Girit Adası‘nda kumtaşlarının içine oyulmuş insan yapımı mağaraları ile Yunanistan’ın ünlü bir köyü var. Bu köy Matala olarak biliniyor ve 60’lı ve 70’li yıllarda, aralarında Joni Mitchell‘in de bulunduğu hippi topluluğuna ev sahipliği yapıyordu.
Öyle ki, Joni Mitchell Matala’yı -ideal hippi sahnesini; henüz bozulmamış bir sahil, güzel bir defne ve azur mavisi sular- yani özgürlüğü, en pür formlarında 1971 yılında çıkardığı Blue albümü ile ölümsüzleştirmişti.
Bu mağaraların tam olarak kimlerin tarafından yapıldığını kimse bilmiyor ancak roman mezarları olarak kullanılmış olabilecekleri düşünülüyor. Explore Crete‘e göre bazı mağaralarda mezarların yanında, yatak yahut değişik amaçlar için kullanılmak üzere oyulmuş yerler var. Çok uzun zaman önce olduğu gibi 60’lı yıllarda çiçek çocukların gelişi ile yeniden kullanıldığını açığa vuran bu yapılar, şimdilerde pek de tercih edilir bir yer değil.
Explore Crete’de “Matala’da kendilerini ifade edebilecekleri ve özgürce severek yaratabilecekleri bir yer buldular” diyor.
The Wall Street Journal‘deki bir Joni Mitchell röportajına göre; Matala’da iki bakkal, ekmeği olan bir fırın, iki kafe, birçok kiralık kulübe ve köydeki tek telefonun bulunduğu bir süpermarket dışında hiç ev yoktu.
Mitchell, söz yazarı sevgilisi Graham Nash‘ten yıkıcı bir etkiyle ayrıldıktan sonra mağaralarda uzun sene yaşam sürdü. Ayrılıktan sonra Mitchell, arkadaşı Penelope ile Yunanistan’a doğru yola çıktı. Daha sonra insanlar ona “Hippi, Hippi, Matala’ya kendi varlığının olduğu yere git” anlamına gelen “Sheepy, Sheepy, Matala, Matala” sözüyle sesleneceklerdi.
Matala aynı zamanda Mitchell’in Carey şarkısına ilham kaynağı olan Cary Raditz’i tanıdığı yer. Wall Street Journal röportajında ilişkileri ile ilgili Cary’nin arkadaşlığını ve cüretkârlığını sevdiğinden bahsediyor: “Çelik gibi mavi gözleri ve tehditkar bir sırıtışı vardı ve birazcık haindi. Sıklıkla diğer insanlarla beraberdik ve günlerimizi konuşarak, uzun yürüyüşlere çıkarak, yüzerek, yemek pişirerek ve çamaşır yıkayarak geçiriyorduk. Sadece yaşıyorduk.”

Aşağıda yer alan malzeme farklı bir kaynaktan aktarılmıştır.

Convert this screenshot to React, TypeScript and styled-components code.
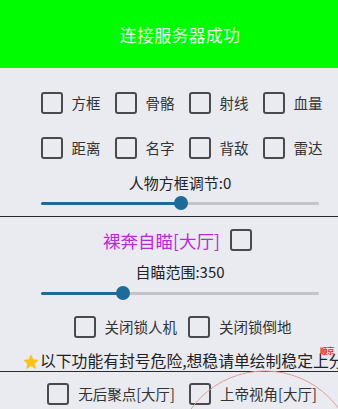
import React from "react";
import styled, { createGlobalStyle } from "styled-components";

const Global = createGlobalStyle`
  html, body { margin: 0; padding: 0; }
  body {
    width: 338px; height: 409px; overflow: hidden;
    background: #e9ebf1;
    font-family: "Noto Sans CJK SC", "Noto Sans", sans-serif;
  }
`;

const Page = styled.div`
  position: relative;
  width: 338px;
  height: 409px;
  overflow: hidden;
  background: #e9ebf1;
`;

const Header = styled.header`
  height: 68px;
  background: #00fc00;
  display: flex;
  align-items: center;
  justify-content: center;
  padding-left: 22px;
  color: #e6ffe6;
  font-size: 17px;
  letter-spacing: 0.2px;
`;

const Section = styled.section<{ $pt: number }>`
  display: flex;
  flex-direction: column;
  align-items: center;
  padding-left: 22px;
  padding-top: ${(p) => p.$pt}px;
`;

const Divider = styled.div<{ $mt: number }>`
  height: 1px;
  background: #2a2a2a;
  margin-top: ${(p) => p.$mt}px;
`;

const Row = styled.div<{ $mt?: number; $gap: number; $shift?: number }>`
  display: flex;
  align-items: center;
  height: 22px;
  gap: ${(p) => p.$gap}px;
  margin-top: ${(p) => p.$mt ?? 0}px;
  margin-left: ${(p) => p.$shift ?? 0}px;
`;

const Item = styled.label`
  display: flex;
  align-items: center;
  gap: 9px;
`;

const Box = styled.span`
  box-sizing: border-box;
  width: 22px;
  height: 22px;
  border: 2.5px solid #4a4a4c;
  border-radius: 3px;
  display: inline-block;
`;

const Label = styled.span`
  font-size: 14.5px;
  color: #333;
  white-space: nowrap;
  line-height: 22px;
`;

const Caption = styled.div<{ $mt: number }>`
  font-size: 15px;
  color: #222;
  line-height: 20px;
  height: 20px;
  margin-top: ${(p) => p.$mt}px;
  white-space: nowrap;
`;

const PurpleRow = styled.div`
  display: flex;
  align-items: center;
  gap: 10px;
  height: 24px;
  margin-right: 5px;
`;

const Purple = styled.span`
  font-size: 17.5px;
  color: #b82ad6;
  white-space: nowrap;
`;

const SliderWrap = styled.div<{ $mt: number }>`
  position: relative;
  width: 278px;
  height: 16px;
  margin-top: ${(p) => p.$mt}px;
  display: flex;
  align-items: center;
`;

const Track = styled.div`
  width: 100%;
  height: 3px;
  background: #c3c4c9;
  border-radius: 2px;
  position: relative;
`;

const Fill = styled.div`
  position: absolute;
  left: 0;
  top: 0;
  height: 3px;
  background: #1d6b98;
  border-radius: 2px;
`;

const Thumb = styled.div`
  position: absolute;
  top: 50%;
  width: 14px;
  height: 14px;
  border-radius: 50%;
  background: #1d6b98;
  transform: translate(-50%, -50%);
`;

const WarnLine = styled.div`
  align-self: stretch;
  display: flex;
  align-items: center;
  height: 20px;
  margin-top: 12px;
  white-space: nowrap;
  overflow: visible;
  font-size: 15.8px;
  color: #222;
  position: relative;
`;

const Star = styled.svg`
  width: 18px;
  height: 18px;
  flex: none;
  margin-top: 3px;
`;

const Badge = styled.span`
  position: absolute;
  left: 298px;
  top: -5px;
  font-size: 7.5px;
  font-weight: 700;
  color: #e3201b;
  letter-spacing: -0.5px;
`;

const Ring = styled.svg`
  position: absolute;
  left: 0;
  top: 0;
  pointer-events: none;
`;

function Slider({ value, mt }: { value: number; mt: number }) {
  return (
    <SliderWrap $mt={mt}>
      <Track>
        <Fill style={{ width: `${value}%` }} />
      </Track>
      <Thumb style={{ left: `${value}%` }} />
    </SliderWrap>
  );
}

function Check({ text }: { text: string }) {
  return (
    <Item>
      <Box />
      <Label>{text}</Label>
    </Item>
  );
}

export default function App() {
  return (
    <Page>
      <Global />
      <Header>连接服务器成功</Header>
      <Section $pt={24}>
        <Row $gap={14} $shift={3}>
          <Check text="方框" />
          <Check text="骨骼" />
          <Check text="射线" />
          <Check text="血量" />
        </Row>
        <Row $gap={14} $mt={23} $shift={3}>
          <Check text="距离" />
          <Check text="名字" />
          <Check text="背敌" />
          <Check text="雷达" />
        </Row>
        <Caption $mt={14}>人物方框调节:0</Caption>
        <Slider value={50.4} mt={2} />
      </Section>
      <Divider $mt={5} />
      <Section $pt={11}>
        <PurpleRow>
          <Purple>裸奔自瞄[大厅]</Purple>
          <Box />
        </PurpleRow>
        <Caption $mt={10}>自瞄范围:350</Caption>
        <Slider value={29.5} mt={3} />
        <Row $gap={11} $mt={15} $shift={5}>
          <Check text="关闭锁人机" />
          <Check text="关闭锁倒地" />
        </Row>
        <WarnLine>
          <Star viewBox="0 0 24 24">
            <path
              d="M12 1.8l3.1 6.6 7.1.9-5.2 4.9 1.3 7.1L12 17.8l-6.3 3.5 1.3-7.1L1.8 9.3l7.1-.9z"
              fill="#f7c21c"
            />
          </Star>
          <span>以下功能有封号危险,想稳请单绘制稳定上分</span>
          <Badge>顺京</Badge>
        </WarnLine>
      </Section>
      <Divider $mt={1} />
      <Section $pt={11}>
        <Row $gap={14} $shift={4}>
          <Check text="无后聚点[大厅]" />
          <Check text="上帝视角[大厅]" />
        </Row>
      </Section>
      <Ring width="338" height="409" viewBox="0 0 338 409">
        <circle cx="265" cy="462" r="91" fill="none" stroke="#e39a9a" strokeWidth="1" />
      </Ring>
    </Page>
  );
}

Maalesef ki adanın uzak bir köşesinde yaşayan Giritliler -daha önce turist gördükleri yoktu- ve hippilerin ilerici yaşam tarzlarını umursamadılar. Zaman içinde gelişen, kilise uzantısı olan ve yine kilise tarafından organize edilen bir yerel hareketle birçokları Matala’dan sürüldüler. 80’lere gelindiğinde devlet Vai ve Preveli ormanlarının ekosistemlerini koruma altına almaya karar verdi ve burayı “koruma altına alınmış bölge” ilan ederek hippileri buradan dışarı çıkmaya zorluyorlardı.
Günümüzde mağaralar ziyaret edilebiliyor lakin kimse bir gecesini burada geçirebilecek güce sahip değil. Matala’da, göçebe hippi kültürü neredeyse gitmiş durumda olmasına rağmen hâlâ geçmişinden ipuçları varlığını koruyor. Bölgedeki birçok insan bu özgürleştirici yaşam tarzını sürdürmeyi denemeye devam etti.
Hippiler, yüce umutlarıyla ve sonsuz sevgi ve özgürlük anlayışlarıyla tüm dünyada her adımlarında ayak izlerini bırakıp kök salmaya devam ediyorlar. Giderek artan sayıları ve yarattıkları bu ilham verici ve cesretlendirici vorteks ile narin bir karadelik gibi insanları bu “birlik” çemberine çekmeye devam ediyor. Dünyaya kök salmaya devam eden bu “aşk ve sevgi” hareketinin her bir bireyi bu çiçek bahçesini süslemeye devam ediyor. Sevgiyle, müzikle ve aşkla yaratımın kök hücreleri, Mitchell’in Carey şarkısı ile daima özgürlüğün bu periyotunun hatırlatıcısı olarak bilinecek. Şarkıda söylediği gibi “Gece parlak bir kubbe. Ve onlar cızırtılı bir rock’n roll çalıyolar, Matala Ayının altında.”